To be done: Print the full listing exactly.
** START OF Input rows **
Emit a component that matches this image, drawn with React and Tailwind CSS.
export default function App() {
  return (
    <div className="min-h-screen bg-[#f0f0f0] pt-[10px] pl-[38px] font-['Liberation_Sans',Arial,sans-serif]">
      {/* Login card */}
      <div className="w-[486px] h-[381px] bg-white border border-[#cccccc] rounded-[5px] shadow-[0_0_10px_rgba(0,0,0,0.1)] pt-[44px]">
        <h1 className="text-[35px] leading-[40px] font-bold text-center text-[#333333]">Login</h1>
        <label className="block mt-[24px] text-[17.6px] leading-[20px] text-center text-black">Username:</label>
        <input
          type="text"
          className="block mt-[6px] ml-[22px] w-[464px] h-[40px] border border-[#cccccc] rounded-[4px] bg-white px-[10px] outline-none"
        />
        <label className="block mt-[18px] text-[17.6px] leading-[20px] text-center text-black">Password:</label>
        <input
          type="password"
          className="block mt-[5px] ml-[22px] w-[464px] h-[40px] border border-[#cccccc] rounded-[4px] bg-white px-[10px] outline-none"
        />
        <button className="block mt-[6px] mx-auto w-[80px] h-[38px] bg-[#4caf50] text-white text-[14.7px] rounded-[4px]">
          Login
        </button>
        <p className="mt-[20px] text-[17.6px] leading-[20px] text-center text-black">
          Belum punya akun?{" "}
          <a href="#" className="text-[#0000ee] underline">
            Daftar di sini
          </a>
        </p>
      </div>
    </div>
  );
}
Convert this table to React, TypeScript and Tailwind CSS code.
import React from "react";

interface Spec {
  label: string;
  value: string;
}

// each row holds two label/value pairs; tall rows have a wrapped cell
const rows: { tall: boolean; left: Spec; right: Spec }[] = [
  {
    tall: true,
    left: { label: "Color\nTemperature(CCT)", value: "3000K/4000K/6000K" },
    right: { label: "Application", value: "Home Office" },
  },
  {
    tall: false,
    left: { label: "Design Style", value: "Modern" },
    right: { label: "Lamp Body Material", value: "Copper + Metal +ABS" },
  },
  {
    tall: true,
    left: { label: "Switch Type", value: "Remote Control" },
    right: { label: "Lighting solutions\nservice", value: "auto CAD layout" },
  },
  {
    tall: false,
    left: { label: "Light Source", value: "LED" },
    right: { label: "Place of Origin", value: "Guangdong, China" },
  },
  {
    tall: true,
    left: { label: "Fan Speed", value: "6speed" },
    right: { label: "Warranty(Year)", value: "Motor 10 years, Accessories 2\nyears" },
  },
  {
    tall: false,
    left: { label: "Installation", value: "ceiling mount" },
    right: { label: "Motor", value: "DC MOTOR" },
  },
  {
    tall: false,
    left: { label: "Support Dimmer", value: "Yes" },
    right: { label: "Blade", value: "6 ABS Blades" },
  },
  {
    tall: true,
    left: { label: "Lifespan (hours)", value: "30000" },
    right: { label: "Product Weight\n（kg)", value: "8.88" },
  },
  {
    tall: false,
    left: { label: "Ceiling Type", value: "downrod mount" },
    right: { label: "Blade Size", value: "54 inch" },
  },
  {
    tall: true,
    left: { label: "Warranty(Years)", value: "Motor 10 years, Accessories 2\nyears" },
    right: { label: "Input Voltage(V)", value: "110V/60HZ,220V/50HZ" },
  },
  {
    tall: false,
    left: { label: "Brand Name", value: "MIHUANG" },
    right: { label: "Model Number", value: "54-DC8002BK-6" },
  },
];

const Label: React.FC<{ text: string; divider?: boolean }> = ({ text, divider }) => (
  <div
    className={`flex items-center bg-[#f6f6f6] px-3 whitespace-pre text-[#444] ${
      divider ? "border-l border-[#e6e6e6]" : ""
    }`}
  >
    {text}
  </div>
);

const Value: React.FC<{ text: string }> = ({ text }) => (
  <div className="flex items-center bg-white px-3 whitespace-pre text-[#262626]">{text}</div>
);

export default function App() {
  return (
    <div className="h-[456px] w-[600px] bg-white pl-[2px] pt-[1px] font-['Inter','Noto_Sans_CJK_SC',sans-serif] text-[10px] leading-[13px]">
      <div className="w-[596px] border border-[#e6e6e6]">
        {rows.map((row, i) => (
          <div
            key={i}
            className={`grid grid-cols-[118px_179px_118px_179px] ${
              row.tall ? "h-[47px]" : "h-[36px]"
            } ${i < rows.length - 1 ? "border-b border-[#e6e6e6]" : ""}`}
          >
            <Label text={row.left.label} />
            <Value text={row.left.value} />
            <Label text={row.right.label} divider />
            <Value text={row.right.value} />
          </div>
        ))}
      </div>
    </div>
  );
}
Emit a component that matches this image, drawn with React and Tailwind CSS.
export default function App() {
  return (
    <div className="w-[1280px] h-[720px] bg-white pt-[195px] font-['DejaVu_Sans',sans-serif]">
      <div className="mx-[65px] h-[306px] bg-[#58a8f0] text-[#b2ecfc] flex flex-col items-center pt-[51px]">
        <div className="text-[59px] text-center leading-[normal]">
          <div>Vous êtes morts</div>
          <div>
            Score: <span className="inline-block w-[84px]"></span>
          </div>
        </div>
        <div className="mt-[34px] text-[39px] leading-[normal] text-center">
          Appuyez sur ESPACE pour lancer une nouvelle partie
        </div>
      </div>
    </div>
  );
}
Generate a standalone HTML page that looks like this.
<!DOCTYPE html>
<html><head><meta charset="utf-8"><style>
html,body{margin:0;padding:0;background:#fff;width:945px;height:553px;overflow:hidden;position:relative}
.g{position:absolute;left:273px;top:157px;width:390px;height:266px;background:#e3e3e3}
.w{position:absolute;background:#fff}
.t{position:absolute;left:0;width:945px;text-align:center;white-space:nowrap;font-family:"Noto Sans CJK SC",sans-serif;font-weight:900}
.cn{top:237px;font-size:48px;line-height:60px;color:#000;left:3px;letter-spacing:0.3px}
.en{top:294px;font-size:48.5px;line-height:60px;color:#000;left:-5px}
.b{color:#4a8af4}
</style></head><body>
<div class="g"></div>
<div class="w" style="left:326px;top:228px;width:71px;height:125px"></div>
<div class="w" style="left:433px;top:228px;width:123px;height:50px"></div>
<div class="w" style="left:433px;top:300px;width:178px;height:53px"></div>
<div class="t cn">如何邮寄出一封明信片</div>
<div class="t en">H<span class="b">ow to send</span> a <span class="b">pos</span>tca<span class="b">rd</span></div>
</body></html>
** END OF Input rows **
Finished exercise:
Emit a component that matches this image, drawn with React and Tailwind CSS.
export default function App() {
  return (
    <div className="min-h-screen bg-[#f0f0f0] pt-[10px] pl-[38px] font-['Liberation_Sans',Arial,sans-serif]">
      {/* Login card */}
      <div className="w-[486px] h-[381px] bg-white border border-[#cccccc] rounded-[5px] shadow-[0_0_10px_rgba(0,0,0,0.1)] pt-[44px]">
        <h1 className="text-[35px] leading-[40px] font-bold text-center text-[#333333]">Login</h1>
        <label className="block mt-[24px] text-[17.6px] leading-[20px] text-center text-black">Username:</label>
        <input
          type="text"
          className="block mt-[6px] ml-[22px] w-[464px] h-[40px] border border-[#cccccc] rounded-[4px] bg-white px-[10px] outline-none"
        />
        <label className="block mt-[18px] text-[17.6px] leading-[20px] text-center text-black">Password:</label>
        <input
          type="password"
          className="block mt-[5px] ml-[22px] w-[464px] h-[40px] border border-[#cccccc] rounded-[4px] bg-white px-[10px] outline-none"
        />
        <button className="block mt-[6px] mx-auto w-[80px] h-[38px] bg-[#4caf50] text-white text-[14.7px] rounded-[4px]">
          Login
        </button>
        <p className="mt-[20px] text-[17.6px] leading-[20px] text-center text-black">
          Belum punya akun?{" "}
          <a href="#" className="text-[#0000ee] underline">
            Daftar di sini
          </a>
        </p>
      </div>
    </div>
  );
}
Convert this table to React, TypeScript and Tailwind CSS code.
import React from "react";

interface Spec {
  label: string;
  value: string;
}

// each row holds two label/value pairs; tall rows have a wrapped cell
const rows: { tall: boolean; left: Spec; right: Spec }[] = [
  {
    tall: true,
    left: { label: "Color\nTemperature(CCT)", value: "3000K/4000K/6000K" },
    right: { label: "Application", value: "Home Office" },
  },
  {
    tall: false,
    left: { label: "Design Style", value: "Modern" },
    right: { label: "Lamp Body Material", value: "Copper + Metal +ABS" },
  },
  {
    tall: true,
    left: { label: "Switch Type", value: "Remote Control" },
    right: { label: "Lighting solutions\nservice", value: "auto CAD layout" },
  },
  {
    tall: false,
    left: { label: "Light Source", value: "LED" },
    right: { label: "Place of Origin", value: "Guangdong, China" },
  },
  {
    tall: true,
    left: { label: "Fan Speed", value: "6speed" },
    right: { label: "Warranty(Year)", value: "Motor 10 years, Accessories 2\nyears" },
  },
  {
    tall: false,
    left: { label: "Installation", value: "ceiling mount" },
    right: { label: "Motor", value: "DC MOTOR" },
  },
  {
    tall: false,
    left: { label: "Support Dimmer", value: "Yes" },
    right: { label: "Blade", value: "6 ABS Blades" },
  },
  {
    tall: true,
    left: { label: "Lifespan (hours)", value: "30000" },
    right: { label: "Product Weight\n（kg)", value: "8.88" },
  },
  {
    tall: false,
    left: { label: "Ceiling Type", value: "downrod mount" },
    right: { label: "Blade Size", value: "54 inch" },
  },
  {
    tall: true,
    left: { label: "Warranty(Years)", value: "Motor 10 years, Accessories 2\nyears" },
    right: { label: "Input Voltage(V)", value: "110V/60HZ,220V/50HZ" },
  },
  {
    tall: false,
    left: { label: "Brand Name", value: "MIHUANG" },
    right: { label: "Model Number", value: "54-DC8002BK-6" },
  },
];

const Label: React.FC<{ text: string; divider?: boolean }> = ({ text, divider }) => (
  <div
    className={`flex items-center bg-[#f6f6f6] px-3 whitespace-pre text-[#444] ${
      divider ? "border-l border-[#e6e6e6]" : ""
    }`}
  >
    {text}
  </div>
);

const Value: React.FC<{ text: string }> = ({ text }) => (
  <div className="flex items-center bg-white px-3 whitespace-pre text-[#262626]">{text}</div>
);

export default function App() {
  return (
    <div className="h-[456px] w-[600px] bg-white pl-[2px] pt-[1px] font-['Inter','Noto_Sans_CJK_SC',sans-serif] text-[10px] leading-[13px]">
      <div className="w-[596px] border border-[#e6e6e6]">
        {rows.map((row, i) => (
          <div
            key={i}
            className={`grid grid-cols-[118px_179px_118px_179px] ${
              row.tall ? "h-[47px]" : "h-[36px]"
            } ${i < rows.length - 1 ? "border-b border-[#e6e6e6]" : ""}`}
          >
            <Label text={row.left.label} />
            <Value text={row.left.value} />
            <Label text={row.right.label} divider />
            <Value text={row.right.value} />
          </div>
        ))}
      </div>
    </div>
  );
}
Emit a component that matches this image, drawn with React and Tailwind CSS.
export default function App() {
  return (
    <div className="w-[1280px] h-[720px] bg-white pt-[195px] font-['DejaVu_Sans',sans-serif]">
      <div className="mx-[65px] h-[306px] bg-[#58a8f0] text-[#b2ecfc] flex flex-col items-center pt-[51px]">
        <div className="text-[59px] text-center leading-[normal]">
          <div>Vous êtes morts</div>
          <div>
            Score: <span className="inline-block w-[84px]"></span>
          </div>
        </div>
        <div className="mt-[34px] text-[39px] leading-[normal] text-center">
          Appuyez sur ESPACE pour lancer une nouvelle partie
        </div>
      </div>
    </div>
  );
}
Generate a standalone HTML page that looks like this.
<!DOCTYPE html>
<html><head><meta charset="utf-8"><style>
html,body{margin:0;padding:0;background:#fff;width:945px;height:553px;overflow:hidden;position:relative}
.g{position:absolute;left:273px;top:157px;width:390px;height:266px;background:#e3e3e3}
.w{position:absolute;background:#fff}
.t{position:absolute;left:0;width:945px;text-align:center;white-space:nowrap;font-family:"Noto Sans CJK SC",sans-serif;font-weight:900}
.cn{top:237px;font-size:48px;line-height:60px;color:#000;left:3px;letter-spacing:0.3px}
.en{top:294px;font-size:48.5px;line-height:60px;color:#000;left:-5px}
.b{color:#4a8af4}
</style></head><body>
<div class="g"></div>
<div class="w" style="left:326px;top:228px;width:71px;height:125px"></div>
<div class="w" style="left:433px;top:228px;width:123px;height:50px"></div>
<div class="w" style="left:433px;top:300px;width:178px;height:53px"></div>
<div class="t cn">如何邮寄出一封明信片</div>
<div class="t en">H<span class="b">ow to send</span> a <span class="b">pos</span>tca<span class="b">rd</span></div>
</body></html>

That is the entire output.